Web page code records
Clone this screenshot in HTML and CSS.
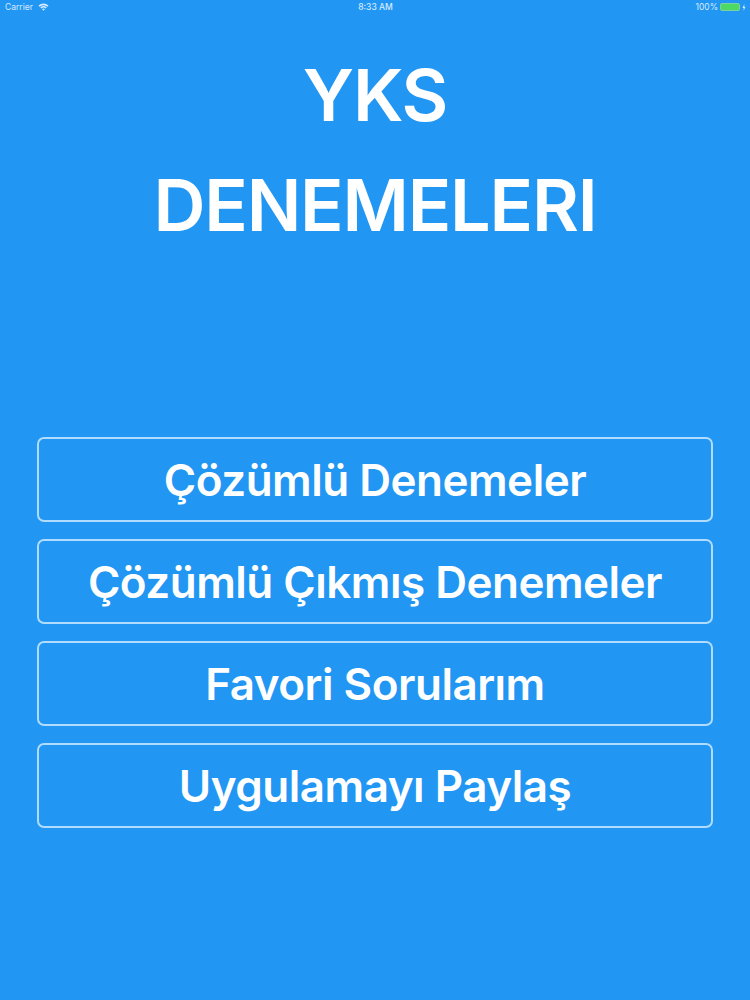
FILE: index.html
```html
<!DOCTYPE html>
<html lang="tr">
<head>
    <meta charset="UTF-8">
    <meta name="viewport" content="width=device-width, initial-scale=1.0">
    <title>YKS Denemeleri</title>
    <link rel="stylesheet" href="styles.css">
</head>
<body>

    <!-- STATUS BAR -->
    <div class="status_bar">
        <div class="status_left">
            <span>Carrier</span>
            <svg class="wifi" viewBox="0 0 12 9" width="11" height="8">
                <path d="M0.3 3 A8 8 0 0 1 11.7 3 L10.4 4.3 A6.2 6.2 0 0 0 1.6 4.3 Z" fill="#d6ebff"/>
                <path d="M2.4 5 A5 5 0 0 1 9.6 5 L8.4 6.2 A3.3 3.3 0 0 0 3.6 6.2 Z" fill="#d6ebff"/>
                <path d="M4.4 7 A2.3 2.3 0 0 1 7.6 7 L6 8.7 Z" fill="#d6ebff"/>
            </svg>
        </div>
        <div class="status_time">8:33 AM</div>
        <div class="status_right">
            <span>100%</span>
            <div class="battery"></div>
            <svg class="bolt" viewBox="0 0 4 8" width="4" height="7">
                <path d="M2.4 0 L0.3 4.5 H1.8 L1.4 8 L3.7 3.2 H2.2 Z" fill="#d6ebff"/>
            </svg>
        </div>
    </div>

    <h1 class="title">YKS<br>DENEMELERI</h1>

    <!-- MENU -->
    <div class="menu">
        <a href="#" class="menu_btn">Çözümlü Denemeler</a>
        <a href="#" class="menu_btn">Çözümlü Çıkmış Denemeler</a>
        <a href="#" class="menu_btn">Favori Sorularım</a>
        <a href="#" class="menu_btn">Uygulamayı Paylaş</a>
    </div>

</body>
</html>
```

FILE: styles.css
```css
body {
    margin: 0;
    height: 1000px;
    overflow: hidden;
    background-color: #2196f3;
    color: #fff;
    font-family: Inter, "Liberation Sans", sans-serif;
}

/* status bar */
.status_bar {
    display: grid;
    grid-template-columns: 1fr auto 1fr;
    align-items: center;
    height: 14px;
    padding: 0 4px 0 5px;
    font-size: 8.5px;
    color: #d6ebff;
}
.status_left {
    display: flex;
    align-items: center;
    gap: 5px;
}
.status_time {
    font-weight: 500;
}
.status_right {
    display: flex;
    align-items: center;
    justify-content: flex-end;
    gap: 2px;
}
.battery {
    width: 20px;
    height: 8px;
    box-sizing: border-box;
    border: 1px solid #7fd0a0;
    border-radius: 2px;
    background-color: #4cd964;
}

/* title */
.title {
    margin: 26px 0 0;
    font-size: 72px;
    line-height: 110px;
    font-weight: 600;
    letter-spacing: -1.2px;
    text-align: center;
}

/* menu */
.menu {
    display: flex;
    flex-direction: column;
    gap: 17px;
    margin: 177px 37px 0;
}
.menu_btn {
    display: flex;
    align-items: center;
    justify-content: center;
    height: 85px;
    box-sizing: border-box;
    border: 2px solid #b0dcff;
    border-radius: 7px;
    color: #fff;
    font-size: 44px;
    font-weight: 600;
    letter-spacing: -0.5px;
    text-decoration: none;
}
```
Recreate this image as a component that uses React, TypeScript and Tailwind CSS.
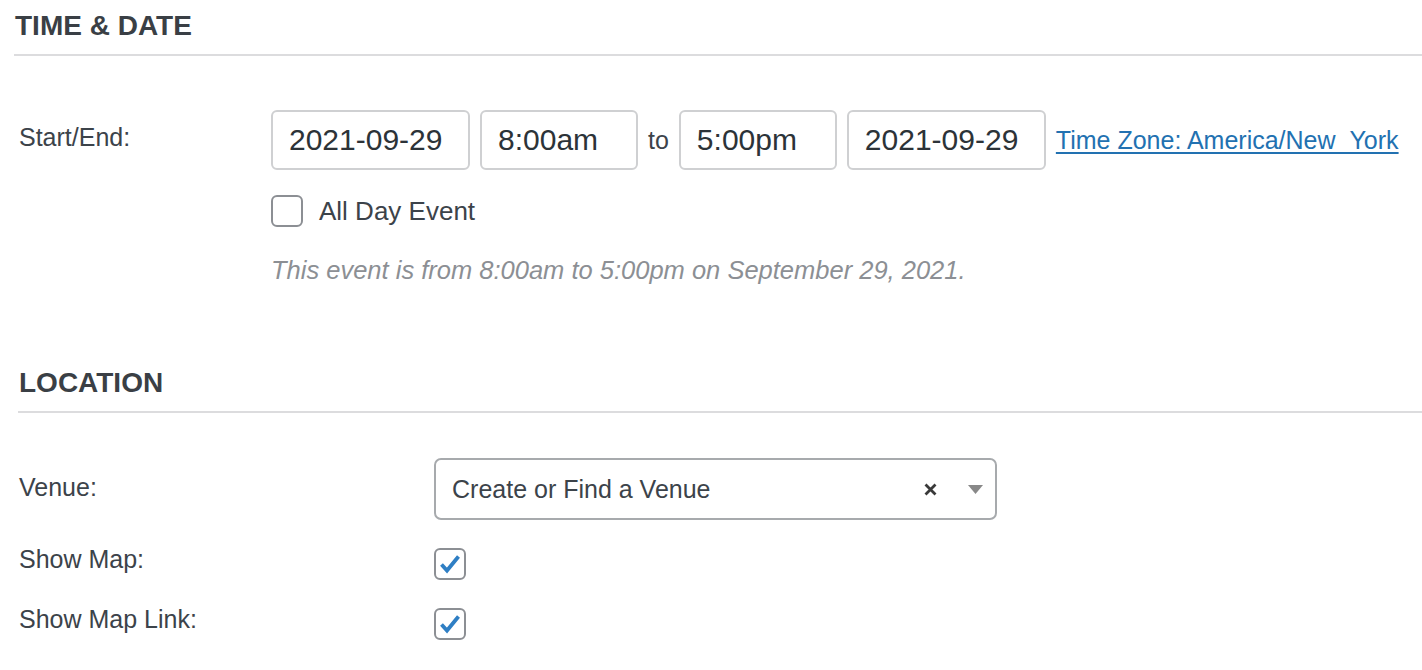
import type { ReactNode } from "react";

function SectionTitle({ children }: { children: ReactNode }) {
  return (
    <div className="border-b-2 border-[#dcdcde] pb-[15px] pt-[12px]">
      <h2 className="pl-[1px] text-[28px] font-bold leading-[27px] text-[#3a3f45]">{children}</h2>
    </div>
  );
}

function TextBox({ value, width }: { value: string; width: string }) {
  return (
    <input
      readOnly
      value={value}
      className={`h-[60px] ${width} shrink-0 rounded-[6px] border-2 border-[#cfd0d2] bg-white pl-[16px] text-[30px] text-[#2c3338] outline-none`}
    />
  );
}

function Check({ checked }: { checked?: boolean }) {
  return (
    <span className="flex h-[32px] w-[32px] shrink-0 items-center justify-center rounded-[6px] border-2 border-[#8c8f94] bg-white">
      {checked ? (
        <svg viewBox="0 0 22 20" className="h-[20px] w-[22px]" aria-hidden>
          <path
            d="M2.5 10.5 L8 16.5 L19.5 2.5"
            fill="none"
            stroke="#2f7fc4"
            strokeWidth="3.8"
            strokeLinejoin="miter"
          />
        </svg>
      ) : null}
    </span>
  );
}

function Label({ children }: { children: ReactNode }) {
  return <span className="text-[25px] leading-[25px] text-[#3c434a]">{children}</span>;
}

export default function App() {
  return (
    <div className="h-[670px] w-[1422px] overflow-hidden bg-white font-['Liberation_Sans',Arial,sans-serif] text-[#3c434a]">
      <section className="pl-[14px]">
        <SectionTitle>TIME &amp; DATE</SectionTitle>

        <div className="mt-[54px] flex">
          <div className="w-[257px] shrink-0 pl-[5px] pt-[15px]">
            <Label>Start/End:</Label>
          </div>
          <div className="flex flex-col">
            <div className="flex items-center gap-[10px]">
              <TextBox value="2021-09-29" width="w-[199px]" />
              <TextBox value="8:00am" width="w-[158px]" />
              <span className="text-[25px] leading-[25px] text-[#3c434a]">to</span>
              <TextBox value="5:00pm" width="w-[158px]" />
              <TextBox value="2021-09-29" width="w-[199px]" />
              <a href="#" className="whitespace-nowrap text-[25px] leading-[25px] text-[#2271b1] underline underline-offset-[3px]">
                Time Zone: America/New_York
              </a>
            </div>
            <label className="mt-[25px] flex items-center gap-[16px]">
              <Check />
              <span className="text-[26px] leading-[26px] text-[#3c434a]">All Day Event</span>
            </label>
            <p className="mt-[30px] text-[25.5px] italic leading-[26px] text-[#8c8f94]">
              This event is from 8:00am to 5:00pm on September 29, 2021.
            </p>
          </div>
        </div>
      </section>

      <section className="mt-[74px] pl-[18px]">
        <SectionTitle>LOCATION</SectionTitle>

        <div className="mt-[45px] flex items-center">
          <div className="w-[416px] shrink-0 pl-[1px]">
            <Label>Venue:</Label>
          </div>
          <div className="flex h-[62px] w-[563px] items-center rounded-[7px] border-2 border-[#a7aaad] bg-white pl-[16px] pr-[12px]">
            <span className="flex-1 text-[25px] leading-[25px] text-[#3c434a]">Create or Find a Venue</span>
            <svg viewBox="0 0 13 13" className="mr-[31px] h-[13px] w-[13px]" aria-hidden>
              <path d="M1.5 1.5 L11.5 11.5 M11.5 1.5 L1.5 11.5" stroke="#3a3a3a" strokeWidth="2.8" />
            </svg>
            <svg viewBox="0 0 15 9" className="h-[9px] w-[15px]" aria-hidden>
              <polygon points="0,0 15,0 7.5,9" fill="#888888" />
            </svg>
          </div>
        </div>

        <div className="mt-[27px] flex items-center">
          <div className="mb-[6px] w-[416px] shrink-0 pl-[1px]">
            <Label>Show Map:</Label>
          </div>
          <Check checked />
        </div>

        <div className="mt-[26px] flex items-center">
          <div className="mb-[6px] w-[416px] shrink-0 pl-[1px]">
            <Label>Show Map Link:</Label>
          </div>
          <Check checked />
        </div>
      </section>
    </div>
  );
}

What you need to do >> Omit the images and transcribe all of the records above word for word.

Response below >>
Clone this screenshot in HTML and CSS.
FILE: index.html
```html
<!DOCTYPE html>
<html lang="tr">
<head>
    <meta charset="UTF-8">
    <meta name="viewport" content="width=device-width, initial-scale=1.0">
    <title>YKS Denemeleri</title>
    <link rel="stylesheet" href="styles.css">
</head>
<body>

    <!-- STATUS BAR -->
    <div class="status_bar">
        <div class="status_left">
            <span>Carrier</span>
            <svg class="wifi" viewBox="0 0 12 9" width="11" height="8">
                <path d="M0.3 3 A8 8 0 0 1 11.7 3 L10.4 4.3 A6.2 6.2 0 0 0 1.6 4.3 Z" fill="#d6ebff"/>
                <path d="M2.4 5 A5 5 0 0 1 9.6 5 L8.4 6.2 A3.3 3.3 0 0 0 3.6 6.2 Z" fill="#d6ebff"/>
                <path d="M4.4 7 A2.3 2.3 0 0 1 7.6 7 L6 8.7 Z" fill="#d6ebff"/>
            </svg>
        </div>
        <div class="status_time">8:33 AM</div>
        <div class="status_right">
            <span>100%</span>
            <div class="battery"></div>
            <svg class="bolt" viewBox="0 0 4 8" width="4" height="7">
                <path d="M2.4 0 L0.3 4.5 H1.8 L1.4 8 L3.7 3.2 H2.2 Z" fill="#d6ebff"/>
            </svg>
        </div>
    </div>

    <h1 class="title">YKS<br>DENEMELERI</h1>

    <!-- MENU -->
    <div class="menu">
        <a href="#" class="menu_btn">Çözümlü Denemeler</a>
        <a href="#" class="menu_btn">Çözümlü Çıkmış Denemeler</a>
        <a href="#" class="menu_btn">Favori Sorularım</a>
        <a href="#" class="menu_btn">Uygulamayı Paylaş</a>
    </div>

</body>
</html>
```

FILE: styles.css
```css
body {
    margin: 0;
    height: 1000px;
    overflow: hidden;
    background-color: #2196f3;
    color: #fff;
    font-family: Inter, "Liberation Sans", sans-serif;
}

/* status bar */
.status_bar {
    display: grid;
    grid-template-columns: 1fr auto 1fr;
    align-items: center;
    height: 14px;
    padding: 0 4px 0 5px;
    font-size: 8.5px;
    color: #d6ebff;
}
.status_left {
    display: flex;
    align-items: center;
    gap: 5px;
}
.status_time {
    font-weight: 500;
}
.status_right {
    display: flex;
    align-items: center;
    justify-content: flex-end;
    gap: 2px;
}
.battery {
    width: 20px;
    height: 8px;
    box-sizing: border-box;
    border: 1px solid #7fd0a0;
    border-radius: 2px;
    background-color: #4cd964;
}

/* title */
.title {
    margin: 26px 0 0;
    font-size: 72px;
    line-height: 110px;
    font-weight: 600;
    letter-spacing: -1.2px;
    text-align: center;
}

/* menu */
.menu {
    display: flex;
    flex-direction: column;
    gap: 17px;
    margin: 177px 37px 0;
}
.menu_btn {
    display: flex;
    align-items: center;
    justify-content: center;
    height: 85px;
    box-sizing: border-box;
    border: 2px solid #b0dcff;
    border-radius: 7px;
    color: #fff;
    font-size: 44px;
    font-weight: 600;
    letter-spacing: -0.5px;
    text-decoration: none;
}
```
Recreate this image as a component that uses React, TypeScript and Tailwind CSS.
import type { ReactNode } from "react";

function SectionTitle({ children }: { children: ReactNode }) {
  return (
    <div className="border-b-2 border-[#dcdcde] pb-[15px] pt-[12px]">
      <h2 className="pl-[1px] text-[28px] font-bold leading-[27px] text-[#3a3f45]">{children}</h2>
    </div>
  );
}

function TextBox({ value, width }: { value: string; width: string }) {
  return (
    <input
      readOnly
      value={value}
      className={`h-[60px] ${width} shrink-0 rounded-[6px] border-2 border-[#cfd0d2] bg-white pl-[16px] text-[30px] text-[#2c3338] outline-none`}
    />
  );
}

function Check({ checked }: { checked?: boolean }) {
  return (
    <span className="flex h-[32px] w-[32px] shrink-0 items-center justify-center rounded-[6px] border-2 border-[#8c8f94] bg-white">
      {checked ? (
        <svg viewBox="0 0 22 20" className="h-[20px] w-[22px]" aria-hidden>
          <path
            d="M2.5 10.5 L8 16.5 L19.5 2.5"
            fill="none"
            stroke="#2f7fc4"
            strokeWidth="3.8"
            strokeLinejoin="miter"
          />
        </svg>
      ) : null}
    </span>
  );
}

function Label({ children }: { children: ReactNode }) {
  return <span className="text-[25px] leading-[25px] text-[#3c434a]">{children}</span>;
}

export default function App() {
  return (
    <div className="h-[670px] w-[1422px] overflow-hidden bg-white font-['Liberation_Sans',Arial,sans-serif] text-[#3c434a]">
      <section className="pl-[14px]">
        <SectionTitle>TIME &amp; DATE</SectionTitle>

        <div className="mt-[54px] flex">
          <div className="w-[257px] shrink-0 pl-[5px] pt-[15px]">
            <Label>Start/End:</Label>
          </div>
          <div className="flex flex-col">
            <div className="flex items-center gap-[10px]">
              <TextBox value="2021-09-29" width="w-[199px]" />
              <TextBox value="8:00am" width="w-[158px]" />
              <span className="text-[25px] leading-[25px] text-[#3c434a]">to</span>
              <TextBox value="5:00pm" width="w-[158px]" />
              <TextBox value="2021-09-29" width="w-[199px]" />
              <a href="#" className="whitespace-nowrap text-[25px] leading-[25px] text-[#2271b1] underline underline-offset-[3px]">
                Time Zone: America/New_York
              </a>
            </div>
            <label className="mt-[25px] flex items-center gap-[16px]">
              <Check />
              <span className="text-[26px] leading-[26px] text-[#3c434a]">All Day Event</span>
            </label>
            <p className="mt-[30px] text-[25.5px] italic leading-[26px] text-[#8c8f94]">
              This event is from 8:00am to 5:00pm on September 29, 2021.
            </p>
          </div>
        </div>
      </section>

      <section className="mt-[74px] pl-[18px]">
        <SectionTitle>LOCATION</SectionTitle>

        <div className="mt-[45px] flex items-center">
          <div className="w-[416px] shrink-0 pl-[1px]">
            <Label>Venue:</Label>
          </div>
          <div className="flex h-[62px] w-[563px] items-center rounded-[7px] border-2 border-[#a7aaad] bg-white pl-[16px] pr-[12px]">
            <span className="flex-1 text-[25px] leading-[25px] text-[#3c434a]">Create or Find a Venue</span>
            <svg viewBox="0 0 13 13" className="mr-[31px] h-[13px] w-[13px]" aria-hidden>
              <path d="M1.5 1.5 L11.5 11.5 M11.5 1.5 L1.5 11.5" stroke="#3a3a3a" strokeWidth="2.8" />
            </svg>
            <svg viewBox="0 0 15 9" className="h-[9px] w-[15px]" aria-hidden>
              <polygon points="0,0 15,0 7.5,9" fill="#888888" />
            </svg>
          </div>
        </div>

        <div className="mt-[27px] flex items-center">
          <div className="mb-[6px] w-[416px] shrink-0 pl-[1px]">
            <Label>Show Map:</Label>
          </div>
          <Check checked />
        </div>

        <div className="mt-[26px] flex items-center">
          <div className="mb-[6px] w-[416px] shrink-0 pl-[1px]">
            <Label>Show Map Link:</Label>
          </div>
          <Check checked />
        </div>
      </section>
    </div>
  );
}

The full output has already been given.